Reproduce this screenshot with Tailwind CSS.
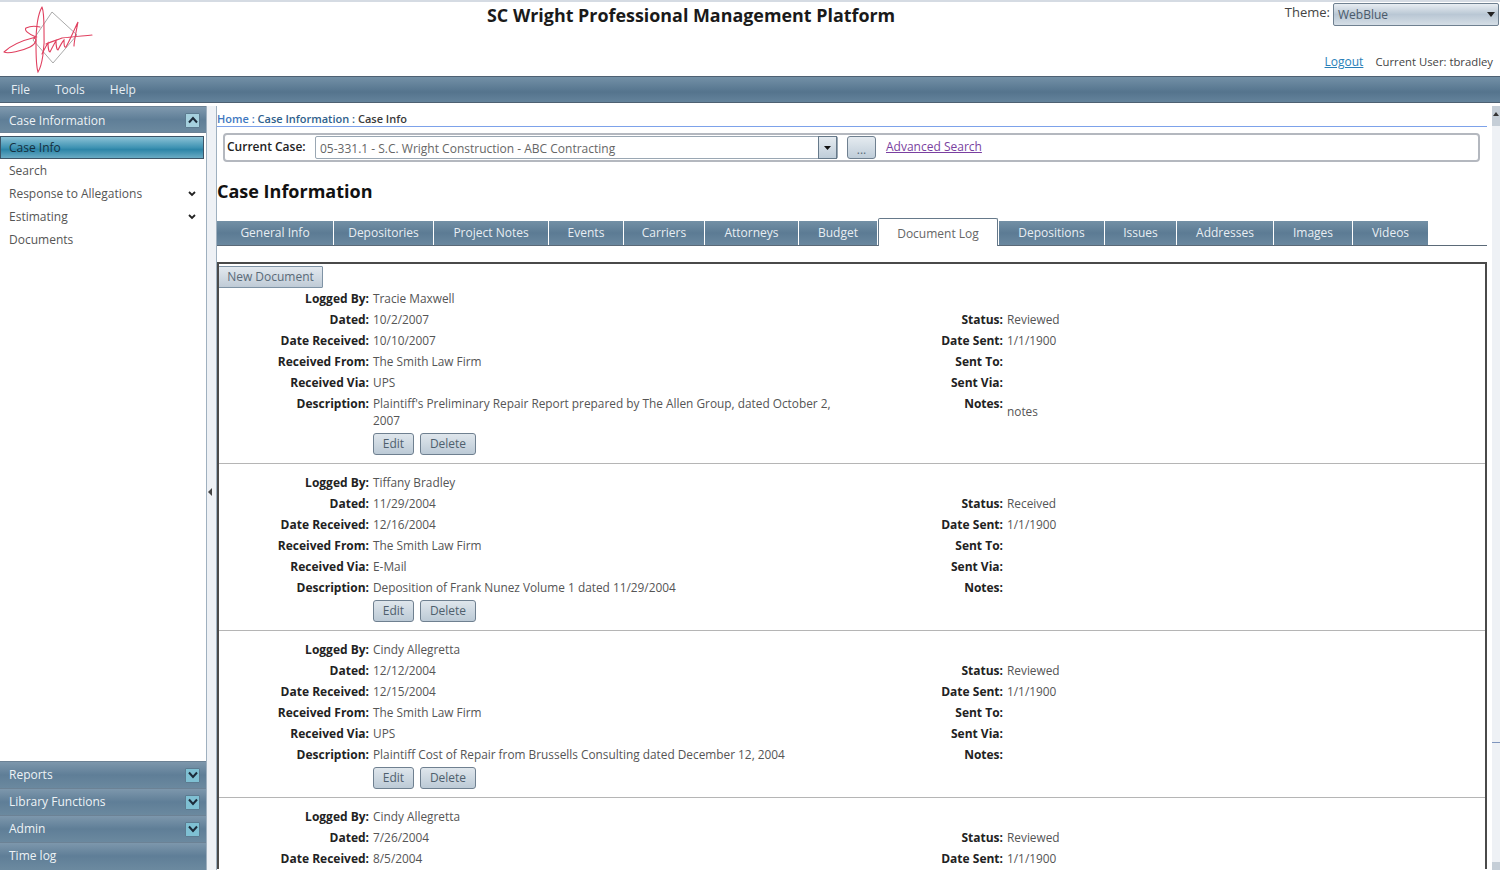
<!DOCTYPE html>
<html lang="en">
<head>
  <meta charset="UTF-8" />
  <title>SC Wright Professional Management Platform</title>
  <script src="https://cdn.jsdelivr.net/npm/@tailwindcss/browser@4"></script>
</head>
<body class="h-[870px] w-[1500px] overflow-hidden bg-white font-['Open_Sans',sans-serif] text-[12px] text-[#555]">

  <!-- Header -->
  <header class="relative flex h-[76px] border-t-2 border-[#d5dbe3]">
    <!-- signature logo, coordinates are page pixels minus the 2px top border -->
    <svg class="h-[74px] w-[96px]" viewBox="0 2 96 74" fill="none">
      <path d="M52 12 L77 35 L53 63 L33 40 Z" stroke="#a9a9a9" stroke-width="1" />
      <g stroke="#e0405f" stroke-width="1.1" stroke-linecap="round">
        <path d="M42 7 C38 14 36 30 36 44 C36 56 36 66 38 72 C42 66 45 48 44 30 C44 20 44 12 42 7" />
        <path d="M4 52 C12 44 24 40 36 37 C28 34 24 30 26 28 C30 26 36 26 40 27 M33 38 C38 38 36 44 30 47 C22 51 8 54 4 52" />
        <path d="M42 54 C44 50 46 46 48 43 C48 48 49 52 50 52 C52 48 54 44 56 41 C56 46 57 50 58 50 C60 46 62 42 64 40 C64 44 64 48 66 47 C70 40 74 30 78 22 C76 32 74 42 74 46" />
        <path d="M46 44 C52 41 58 40 62 38 C70 37 82 36 92 35" />
      </g>
    </svg>
    <h1 class="absolute left-[487px] top-[0px] text-[17.9px] leading-[26px] font-bold whitespace-nowrap text-[#1a1a1a]">SC Wright Professional Management Platform</h1>
    <div class="absolute right-[1px] top-[1px] flex items-start gap-[3px]">
      <span class="text-[13px] leading-[18px] text-[#444]">Theme:</span>
      <div class="flex h-[23px] w-[166px] items-center justify-between rounded-[2px] border border-[#6f8090] bg-[linear-gradient(#e8edf2,#b9c7d4_50%,#d5dee6)] pl-[4px] pr-[3px] text-[#4a5a6a]">
        <span>WebBlue</span>
        <svg class="h-[5px] w-[8px]" viewBox="0 0 8 5"><path d="M0 0h8L4 5z" fill="#222" /></svg>
      </div>
    </div>
    <div class="absolute right-[7px] top-[51px] flex items-baseline gap-[12px] leading-[18px]">
      <a class="text-[#2a7fb8] underline">Logout</a>
      <span class="text-[11.3px] text-[#444]">Current User: tbradley</span>
    </div>
  </header>

  <!-- Menu bar -->
  <nav class="flex h-[27px] items-center gap-[25px] border-y border-[#4d6072] bg-[linear-gradient(#7390a6,#5c7b94_45%,#55748d_60%,#64839b)] pl-[11px] text-[12px] text-[#e8eef3]">
    <span>File</span><span>Tools</span><span>Help</span>
  </nav>

  <div class="mt-[3px] flex h-[764px]">

    <!-- Sidebar -->
    <aside class="flex w-[207px] flex-col border-r border-[#9fb0bf]">
      <div class="flex h-[27px] shrink-0 items-center justify-between border-y border-[#6c8295] bg-[linear-gradient(#7f99ae,#5f7e97_50%,#6b899f)] pl-[9px] pr-[6px] pt-[1px] text-[12px] text-[#eef3f6]">
        <span class="translate-y-px">Case Information</span>
        <span class="flex h-[15px] w-[15px] items-center justify-center rounded-[1px] border border-[#5c7b90] bg-[#a5d0de]">
          <svg class="h-[8px] w-[10px]" viewBox="0 0 10 8" fill="none"><path d="M1 6.5 5 2l4 4.5" stroke="#1c2b3a" stroke-width="2" /></svg>
        </span>
      </div>
      <div class="flex flex-1 flex-col">
        <div class="mr-[2px] mt-[3px] flex h-[23px] items-center border border-[#3d5568] bg-[linear-gradient(#8cc2d6,#3f93b3_50%,#2d85a8_60%,#6aabc4)] pl-[8px] text-[#15303f]">Case Info</div>
        <div class="flex h-[23px] items-center pl-[9px]">Search</div>
        <div class="flex h-[23px] items-center justify-between pl-[9px] pr-[10px]">Response to Allegations
          <svg class="h-[6px] w-[8px]" viewBox="0 0 8 6" fill="none"><path d="M1 1l3 3 3-3" stroke="#222" stroke-width="1.8" /></svg>
        </div>
        <div class="flex h-[23px] items-center justify-between pl-[9px] pr-[10px]">Estimating
          <svg class="h-[6px] w-[8px]" viewBox="0 0 8 6" fill="none"><path d="M1 1l3 3 3-3" stroke="#222" stroke-width="1.8" /></svg>
        </div>
        <div class="flex h-[23px] items-center pl-[9px]">Documents</div>
      </div>
      <div id="bottomPanels" class="bg-[#6b899f] pb-[1px]"></div>
    </aside>

    <!-- Splitter -->
    <div class="flex w-[10px] items-center border-r border-[#9fb0bf] bg-[#eef1f5] pl-[1px] pt-[8px]">
      <svg class="h-[8px] w-[4px]" viewBox="0 0 4 8"><path d="M4 0v8L0 4z" fill="#444" /></svg>
    </div>

    <!-- Main content -->
    <main class="w-[1270px] shrink-0">
      <div class="flex h-[21px] items-end border-b border-[#7da2ea] text-[11px] leading-[15px] font-semibold text-[#3a3a3a]">
        <span class="text-[#3f78c0]">Home :&nbsp;</span><span class="text-[#2f5f8c]">Case Information :&nbsp;</span><span>Case Info</span>
      </div>

      <div class="ml-[6px] mt-[6px] flex h-[29px] w-[1257px] items-center rounded-[4px] border-2 border-[#b4b8bf] pl-[2px]">
        <b class="w-[88px] -translate-y-px font-semibold text-[#222]">Current Case:</b>
        <div class="flex h-[23px] w-[523px] items-center justify-between rounded-[2px] border border-[#9aa7b3] pl-[4px] text-[#666]">
          <span class="translate-y-px">05-331.1 - S.C. Wright Construction - ABC Contracting</span>
          <span class="flex h-[23px] w-[19px] items-center justify-center border border-[#66798a] bg-[linear-gradient(#e5ebf0,#bfcdd9)]">
            <svg class="h-[4px] w-[7px]" viewBox="0 0 7 4"><path d="M0 0h7L3.500 4z" fill="#111" /></svg>
          </span>
        </div>
        <button class="ml-[9px] h-[23px] w-[29px] rounded-[3px] border border-[#6f8090] bg-[linear-gradient(#e5ebf0,#bfcdd9)] leading-[26px] text-[#5a6a78]">...</button>
        <a class="ml-[10px] -translate-y-px text-[#7a3fa0] underline">Advanced Search</a>
      </div>

      <h2 class="mt-[14px] text-[18px] leading-[30px] font-bold text-[#111]">Case Information</h2>

      <div id="tabs" class="mt-[12px] flex h-[28px] items-end gap-[1px] border-b border-[#5b6a78]"></div>

      <div class="mt-[16px] h-[607px] overflow-hidden border-2 border-b-0 border-[#4a4a4a]">
        <button class="-ml-[1px] mt-[2px] block h-[22px] w-[105px] rounded-[1px] border border-[#7f93a5] bg-[linear-gradient(#e3e9ef,#bfcbd6)] text-[#5a6a78]">New Document</button>
        <div id="records"></div>
      </div>
    </main>

    <!-- Scrollbar -->
    <div class="ml-[5px] flex w-[8px] flex-col bg-[#eef1f5]">
      <div class="flex h-[20px] items-start justify-center bg-[#c5ced7] pt-[6px]">
        <svg class="h-[4px] w-[6px]" viewBox="0 0 6 4"><path d="M0 4h6L3 0z" fill="#333" /></svg>
      </div>
      <div class="h-[617px] border-b border-[#7f95bd]"></div>
      <div class="mt-auto flex h-[8px] items-end justify-center bg-[#c5ced7]"></div>
    </div>
  </div>

  <script>
    const panels = [['Reports', true], ['Library Functions', true], ['Admin', true], ['Time log', false]];
    document.getElementById('bottomPanels').innerHTML = panels.map(([name, hasToggle]) => `
      <div class="flex h-[27px] items-center justify-between border-t border-[#6c8295] bg-[linear-gradient(#7d97ac,#5f7e97_50%,#6b899f)] pl-[9px] pr-[6px] text-[12px] text-[#eef3f6]">
        <span>${name}</span>
        ${hasToggle ? `<span class="flex h-[15px] w-[15px] items-center justify-center rounded-[1px] border border-[#5c7b90] bg-[#7fc0d3]">
          <svg class="h-[8px] w-[10px]" viewBox="0 0 10 8" fill="none"><path d="M1 1.500 5 6l4-4.500" stroke="#1c2b3a" stroke-width="2" /></svg>
        </span>` : ''}
      </div>`).join('');

    const tabs = [['General Info', 116], ['Depositories', 99], ['Project Notes', 114], ['Events', 74], ['Carriers', 80], ['Attorneys', 93], ['Budget', 78], ['Document Log', 120], ['Depositions', 105], ['Issues', 71], ['Addresses', 96], ['Images', 78], ['Videos', 75]];
    document.getElementById('tabs').innerHTML = tabs.map(([name, width]) => name === 'Document Log'
      ? `<div style="width:${width}px" class="relative -mb-[1px] flex h-[28px] items-center justify-center rounded-t-[2px] border border-b-0 border-[#66798a] bg-white pt-[2px] text-[#666]">${name}</div>`
      : `<div style="width:${width}px" class="flex h-[24px] items-center justify-center bg-[linear-gradient(#7390a6,#5c7b94_50%,#6a889f)] text-[#e8eef3]">${name}</div>`).join('');

    const records = [
      { by: 'Tracie Maxwell', dated: '10/2/2007', received: '10/10/2007', from: 'The Smith Law Firm', via: 'UPS', desc: "Plaintiff's Preliminary Repair Report prepared by The Allen Group, dated October 2, 2007", status: 'Reviewed', notes: 'notes' },
      { by: 'Tiffany Bradley', dated: '11/29/2004', received: '12/16/2004', from: 'The Smith Law Firm', via: 'E-Mail', desc: 'Deposition of Frank Nunez Volume 1 dated 11/29/2004', status: 'Received', notes: '' },
      { by: 'Cindy Allegretta', dated: '12/12/2004', received: '12/15/2004', from: 'The Smith Law Firm', via: 'UPS', desc: 'Plaintiff Cost of Repair from Brussells Consulting dated December 12, 2004', status: 'Reviewed', notes: '' },
      // last record runs off the window, only its first rows show
      { by: 'Cindy Allegretta', dated: '7/26/2004', received: '8/5/2004', status: 'Reviewed', cut: true }
    ];

    function row(l1, v1, l2, v2, extra) {
      return `<div class="grid grid-cols-[150px_467px_159px_1fr] gap-x-[4px] py-[2px] text-[11.85px] leading-[17px]">
        <b class="text-right text-[12px] font-bold text-[#222]">${l1}</b><span>${v1}</span>
        <b class="text-right text-[12px] font-bold text-[#222]">${l2}</b><span class="${extra || ''}">${v2}</span>
      </div>`;
    }

    document.getElementById('records').innerHTML = records.map((r, i) => {
      const top = `
        ${row('Logged By:', r.by, '', '')}
        ${row('Dated:', r.dated, 'Status:', r.status)}
        ${row('Date Received:', r.received, 'Date Sent:', '1/1/1900')}`;
      if (r.cut) return `<div class="pt-[8px]">${top}</div>`;
      return `
      <div class="${i === 0 ? '' : 'pt-[8px]'} pb-[8px] border-b border-[#b5b5b5]">
        ${top}
        ${row('Received From:', r.from, 'Sent To:', '')}
        ${row('Received Via:', r.via, 'Sent Via:', '')}
        ${row('Description:', r.desc, 'Notes:', r.notes, 'pt-[8px]')}
        <div class="ml-[154px] mt-[2px] flex gap-[6px]">
          <button class="h-[22px] w-[41px] rounded-[3px] border border-[#6f8090] bg-[linear-gradient(#dfe6ec,#bccad6)] text-[#4f5f6d]">Edit</button>
          <button class="h-[22px] w-[56px] rounded-[3px] border border-[#6f8090] bg-[linear-gradient(#dfe6ec,#bccad6)] text-[#4f5f6d]">Delete</button>
        </div>
      </div>`;
    }).join('');
  </script>
</body>
</html>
────────
Starting at the top of the listing above, please restate word for word each line up to and including the one that holds "w-[1500px] overflow-hidden bg-white", omitting every image.

Reproduce this screenshot with Tailwind CSS.
<!DOCTYPE html>
<html lang="en">
<head>
  <meta charset="UTF-8" />
  <title>SC Wright Professional Management Platform</title>
  <script src="https://cdn.jsdelivr.net/npm/@tailwindcss/browser@4"></script>
</head>
<body class="h-[870px] w-[1500px] overflow-hidden bg-white font-['Open_Sans',sans-serif] text-[12px] text-[#555]">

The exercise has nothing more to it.